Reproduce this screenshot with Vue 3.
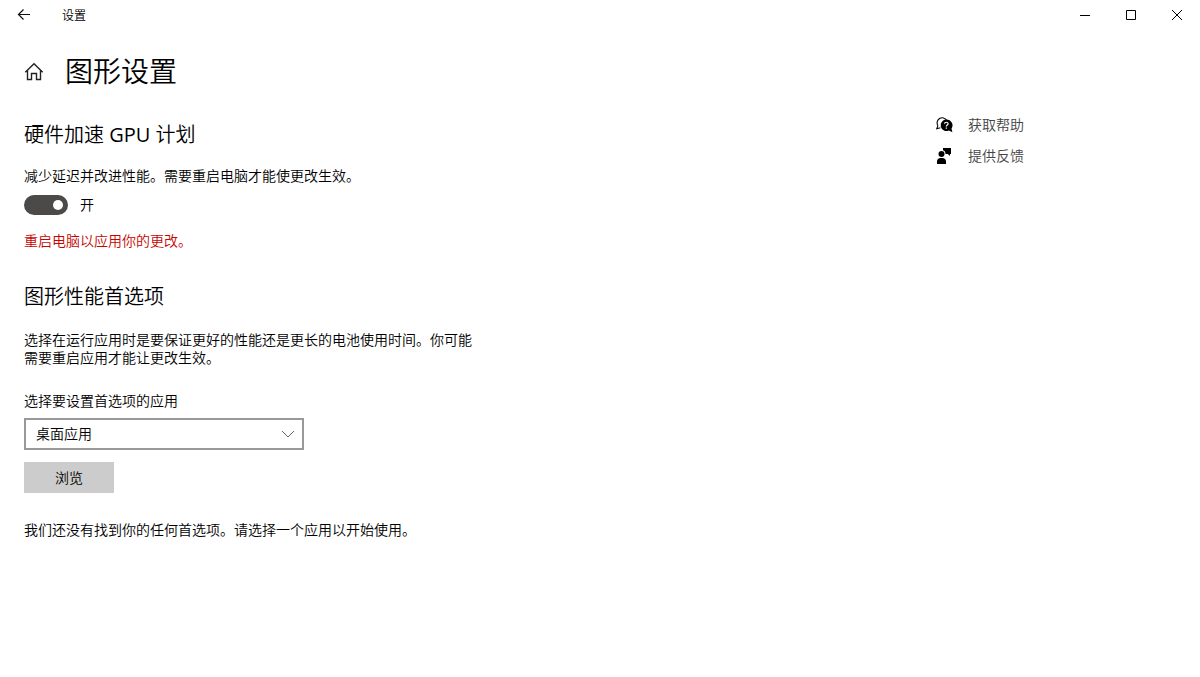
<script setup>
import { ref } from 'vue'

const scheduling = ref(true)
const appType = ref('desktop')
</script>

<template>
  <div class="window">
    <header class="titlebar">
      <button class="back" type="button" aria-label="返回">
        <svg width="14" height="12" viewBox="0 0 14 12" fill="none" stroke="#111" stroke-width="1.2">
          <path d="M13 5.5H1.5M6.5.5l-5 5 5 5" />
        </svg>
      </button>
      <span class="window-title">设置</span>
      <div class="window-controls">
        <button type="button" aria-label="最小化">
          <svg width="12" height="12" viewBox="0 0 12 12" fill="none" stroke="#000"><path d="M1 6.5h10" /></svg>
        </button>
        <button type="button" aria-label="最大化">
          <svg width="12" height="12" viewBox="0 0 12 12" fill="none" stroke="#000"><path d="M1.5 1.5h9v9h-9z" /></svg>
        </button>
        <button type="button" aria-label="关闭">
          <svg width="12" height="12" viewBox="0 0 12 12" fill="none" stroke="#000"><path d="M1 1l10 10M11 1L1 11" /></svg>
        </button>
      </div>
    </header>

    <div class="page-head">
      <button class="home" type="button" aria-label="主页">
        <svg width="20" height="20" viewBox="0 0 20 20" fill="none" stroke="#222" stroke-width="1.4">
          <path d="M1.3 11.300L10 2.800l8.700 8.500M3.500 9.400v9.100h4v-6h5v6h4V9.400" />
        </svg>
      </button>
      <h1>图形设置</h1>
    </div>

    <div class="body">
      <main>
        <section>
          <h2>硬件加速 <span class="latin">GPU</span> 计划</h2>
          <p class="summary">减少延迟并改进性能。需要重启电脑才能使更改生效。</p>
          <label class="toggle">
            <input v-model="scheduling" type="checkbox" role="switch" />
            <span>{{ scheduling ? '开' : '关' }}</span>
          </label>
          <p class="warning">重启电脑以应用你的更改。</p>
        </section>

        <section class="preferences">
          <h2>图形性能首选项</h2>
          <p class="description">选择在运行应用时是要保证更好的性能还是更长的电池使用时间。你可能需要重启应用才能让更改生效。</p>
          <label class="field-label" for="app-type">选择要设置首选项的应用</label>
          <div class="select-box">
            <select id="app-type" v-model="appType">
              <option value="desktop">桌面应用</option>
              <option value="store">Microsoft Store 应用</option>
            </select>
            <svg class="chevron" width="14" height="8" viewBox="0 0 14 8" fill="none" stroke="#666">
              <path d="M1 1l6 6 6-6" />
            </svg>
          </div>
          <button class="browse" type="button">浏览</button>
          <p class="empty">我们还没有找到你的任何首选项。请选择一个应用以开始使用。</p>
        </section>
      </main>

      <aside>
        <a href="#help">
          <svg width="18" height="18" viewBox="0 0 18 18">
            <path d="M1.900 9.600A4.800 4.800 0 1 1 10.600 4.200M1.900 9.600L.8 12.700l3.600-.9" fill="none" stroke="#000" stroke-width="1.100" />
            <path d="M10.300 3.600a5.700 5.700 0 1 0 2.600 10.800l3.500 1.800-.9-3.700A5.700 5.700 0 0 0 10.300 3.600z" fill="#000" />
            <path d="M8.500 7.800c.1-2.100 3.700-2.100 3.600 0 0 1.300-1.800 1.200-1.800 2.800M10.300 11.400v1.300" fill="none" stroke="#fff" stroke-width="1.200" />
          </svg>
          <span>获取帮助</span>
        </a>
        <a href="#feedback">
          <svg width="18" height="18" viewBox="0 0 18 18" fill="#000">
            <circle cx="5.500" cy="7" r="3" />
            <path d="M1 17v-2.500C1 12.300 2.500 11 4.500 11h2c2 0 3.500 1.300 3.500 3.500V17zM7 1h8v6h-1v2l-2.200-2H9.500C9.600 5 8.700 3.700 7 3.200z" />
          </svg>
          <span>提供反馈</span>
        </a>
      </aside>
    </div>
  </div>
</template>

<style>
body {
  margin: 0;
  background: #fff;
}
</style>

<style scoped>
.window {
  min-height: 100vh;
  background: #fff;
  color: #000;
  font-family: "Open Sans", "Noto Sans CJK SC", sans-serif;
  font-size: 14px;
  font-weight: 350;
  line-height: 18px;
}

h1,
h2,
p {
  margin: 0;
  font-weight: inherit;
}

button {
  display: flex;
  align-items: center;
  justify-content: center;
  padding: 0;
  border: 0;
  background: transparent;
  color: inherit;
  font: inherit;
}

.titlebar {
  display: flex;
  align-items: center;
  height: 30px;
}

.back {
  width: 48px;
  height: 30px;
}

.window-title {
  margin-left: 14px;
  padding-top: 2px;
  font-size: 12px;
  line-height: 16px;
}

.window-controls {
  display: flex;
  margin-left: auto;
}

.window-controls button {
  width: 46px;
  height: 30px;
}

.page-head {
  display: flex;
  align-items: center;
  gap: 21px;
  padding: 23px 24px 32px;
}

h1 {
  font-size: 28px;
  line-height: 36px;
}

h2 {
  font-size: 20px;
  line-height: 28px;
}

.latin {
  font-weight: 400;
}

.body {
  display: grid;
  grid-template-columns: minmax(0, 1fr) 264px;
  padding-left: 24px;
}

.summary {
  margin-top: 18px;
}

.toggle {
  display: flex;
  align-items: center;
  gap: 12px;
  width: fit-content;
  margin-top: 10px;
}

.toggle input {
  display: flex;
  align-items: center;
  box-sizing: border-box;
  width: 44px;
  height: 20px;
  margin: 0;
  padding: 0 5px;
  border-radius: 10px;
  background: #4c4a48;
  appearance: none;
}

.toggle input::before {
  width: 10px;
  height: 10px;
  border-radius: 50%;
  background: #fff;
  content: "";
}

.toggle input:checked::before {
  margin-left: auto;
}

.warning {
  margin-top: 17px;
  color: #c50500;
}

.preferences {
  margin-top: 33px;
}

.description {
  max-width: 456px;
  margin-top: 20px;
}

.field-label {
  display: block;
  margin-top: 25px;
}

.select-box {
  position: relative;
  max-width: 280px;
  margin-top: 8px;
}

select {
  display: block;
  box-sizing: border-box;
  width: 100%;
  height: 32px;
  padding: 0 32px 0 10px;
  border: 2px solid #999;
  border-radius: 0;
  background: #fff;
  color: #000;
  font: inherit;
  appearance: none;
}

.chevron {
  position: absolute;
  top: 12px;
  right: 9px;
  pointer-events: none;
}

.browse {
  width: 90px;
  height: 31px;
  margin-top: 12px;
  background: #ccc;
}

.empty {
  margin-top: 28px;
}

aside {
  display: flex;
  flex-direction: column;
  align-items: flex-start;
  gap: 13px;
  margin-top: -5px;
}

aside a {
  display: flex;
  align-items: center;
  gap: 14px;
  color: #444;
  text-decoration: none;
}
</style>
_ _ _ _ _
_CHALLENGE_: Return the material exactly as given, apart from the pictures.

_ANSWER TO THE EXERCISE_:
Reproduce this screenshot with Vue 3.
<script setup>
import { ref } from 'vue'

const scheduling = ref(true)
const appType = ref('desktop')
</script>

<template>
  <div class="window">
    <header class="titlebar">
      <button class="back" type="button" aria-label="返回">
        <svg width="14" height="12" viewBox="0 0 14 12" fill="none" stroke="#111" stroke-width="1.2">
          <path d="M13 5.5H1.5M6.5.5l-5 5 5 5" />
        </svg>
      </button>
      <span class="window-title">设置</span>
      <div class="window-controls">
        <button type="button" aria-label="最小化">
          <svg width="12" height="12" viewBox="0 0 12 12" fill="none" stroke="#000"><path d="M1 6.5h10" /></svg>
        </button>
        <button type="button" aria-label="最大化">
          <svg width="12" height="12" viewBox="0 0 12 12" fill="none" stroke="#000"><path d="M1.5 1.5h9v9h-9z" /></svg>
        </button>
        <button type="button" aria-label="关闭">
          <svg width="12" height="12" viewBox="0 0 12 12" fill="none" stroke="#000"><path d="M1 1l10 10M11 1L1 11" /></svg>
        </button>
      </div>
    </header>

    <div class="page-head">
      <button class="home" type="button" aria-label="主页">
        <svg width="20" height="20" viewBox="0 0 20 20" fill="none" stroke="#222" stroke-width="1.4">
          <path d="M1.3 11.300L10 2.800l8.700 8.500M3.500 9.400v9.100h4v-6h5v6h4V9.400" />
        </svg>
      </button>
      <h1>图形设置</h1>
    </div>

    <div class="body">
      <main>
        <section>
          <h2>硬件加速 <span class="latin">GPU</span> 计划</h2>
          <p class="summary">减少延迟并改进性能。需要重启电脑才能使更改生效。</p>
          <label class="toggle">
            <input v-model="scheduling" type="checkbox" role="switch" />
            <span>{{ scheduling ? '开' : '关' }}</span>
          </label>
          <p class="warning">重启电脑以应用你的更改。</p>
        </section>

        <section class="preferences">
          <h2>图形性能首选项</h2>
          <p class="description">选择在运行应用时是要保证更好的性能还是更长的电池使用时间。你可能需要重启应用才能让更改生效。</p>
          <label class="field-label" for="app-type">选择要设置首选项的应用</label>
          <div class="select-box">
            <select id="app-type" v-model="appType">
              <option value="desktop">桌面应用</option>
              <option value="store">Microsoft Store 应用</option>
            </select>
            <svg class="chevron" width="14" height="8" viewBox="0 0 14 8" fill="none" stroke="#666">
              <path d="M1 1l6 6 6-6" />
            </svg>
          </div>
          <button class="browse" type="button">浏览</button>
          <p class="empty">我们还没有找到你的任何首选项。请选择一个应用以开始使用。</p>
        </section>
      </main>

      <aside>
        <a href="#help">
          <svg width="18" height="18" viewBox="0 0 18 18">
            <path d="M1.900 9.600A4.800 4.800 0 1 1 10.600 4.200M1.900 9.600L.8 12.700l3.600-.9" fill="none" stroke="#000" stroke-width="1.100" />
            <path d="M10.300 3.600a5.700 5.700 0 1 0 2.600 10.800l3.500 1.800-.9-3.700A5.700 5.700 0 0 0 10.300 3.600z" fill="#000" />
            <path d="M8.500 7.800c.1-2.100 3.700-2.100 3.600 0 0 1.300-1.800 1.200-1.800 2.800M10.300 11.400v1.300" fill="none" stroke="#fff" stroke-width="1.200" />
          </svg>
          <span>获取帮助</span>
        </a>
        <a href="#feedback">
          <svg width="18" height="18" viewBox="0 0 18 18" fill="#000">
            <circle cx="5.500" cy="7" r="3" />
            <path d="M1 17v-2.500C1 12.300 2.500 11 4.500 11h2c2 0 3.500 1.300 3.500 3.500V17zM7 1h8v6h-1v2l-2.200-2H9.500C9.600 5 8.700 3.700 7 3.200z" />
          </svg>
          <span>提供反馈</span>
        </a>
      </aside>
    </div>
  </div>
</template>

<style>
body {
  margin: 0;
  background: #fff;
}
</style>

<style scoped>
.window {
  min-height: 100vh;
  background: #fff;
  color: #000;
  font-family: "Open Sans", "Noto Sans CJK SC", sans-serif;
  font-size: 14px;
  font-weight: 350;
  line-height: 18px;
}

h1,
h2,
p {
  margin: 0;
  font-weight: inherit;
}

button {
  display: flex;
  align-items: center;
  justify-content: center;
  padding: 0;
  border: 0;
  background: transparent;
  color: inherit;
  font: inherit;
}

.titlebar {
  display: flex;
  align-items: center;
  height: 30px;
}

.back {
  width: 48px;
  height: 30px;
}

.window-title {
  margin-left: 14px;
  padding-top: 2px;
  font-size: 12px;
  line-height: 16px;
}

.window-controls {
  display: flex;
  margin-left: auto;
}

.window-controls button {
  width: 46px;
  height: 30px;
}

.page-head {
  display: flex;
  align-items: center;
  gap: 21px;
  padding: 23px 24px 32px;
}

h1 {
  font-size: 28px;
  line-height: 36px;
}

h2 {
  font-size: 20px;
  line-height: 28px;
}

.latin {
  font-weight: 400;
}

.body {
  display: grid;
  grid-template-columns: minmax(0, 1fr) 264px;
  padding-left: 24px;
}

.summary {
  margin-top: 18px;
}

.toggle {
  display: flex;
  align-items: center;
  gap: 12px;
  width: fit-content;
  margin-top: 10px;
}

.toggle input {
  display: flex;
  align-items: center;
  box-sizing: border-box;
  width: 44px;
  height: 20px;
  margin: 0;
  padding: 0 5px;
  border-radius: 10px;
  background: #4c4a48;
  appearance: none;
}

.toggle input::before {
  width: 10px;
  height: 10px;
  border-radius: 50%;
  background: #fff;
  content: "";
}

.toggle input:checked::before {
  margin-left: auto;
}

.warning {
  margin-top: 17px;
  color: #c50500;
}

.preferences {
  margin-top: 33px;
}

.description {
  max-width: 456px;
  margin-top: 20px;
}

.field-label {
  display: block;
  margin-top: 25px;
}

.select-box {
  position: relative;
  max-width: 280px;
  margin-top: 8px;
}

select {
  display: block;
  box-sizing: border-box;
  width: 100%;
  height: 32px;
  padding: 0 32px 0 10px;
  border: 2px solid #999;
  border-radius: 0;
  background: #fff;
  color: #000;
  font: inherit;
  appearance: none;
}

.chevron {
  position: absolute;
  top: 12px;
  right: 9px;
  pointer-events: none;
}

.browse {
  width: 90px;
  height: 31px;
  margin-top: 12px;
  background: #ccc;
}

.empty {
  margin-top: 28px;
}

aside {
  display: flex;
  flex-direction: column;
  align-items: flex-start;
  gap: 13px;
  margin-top: -5px;
}

aside a {
  display: flex;
  align-items: center;
  gap: 14px;
  color: #444;
  text-decoration: none;
}
</style>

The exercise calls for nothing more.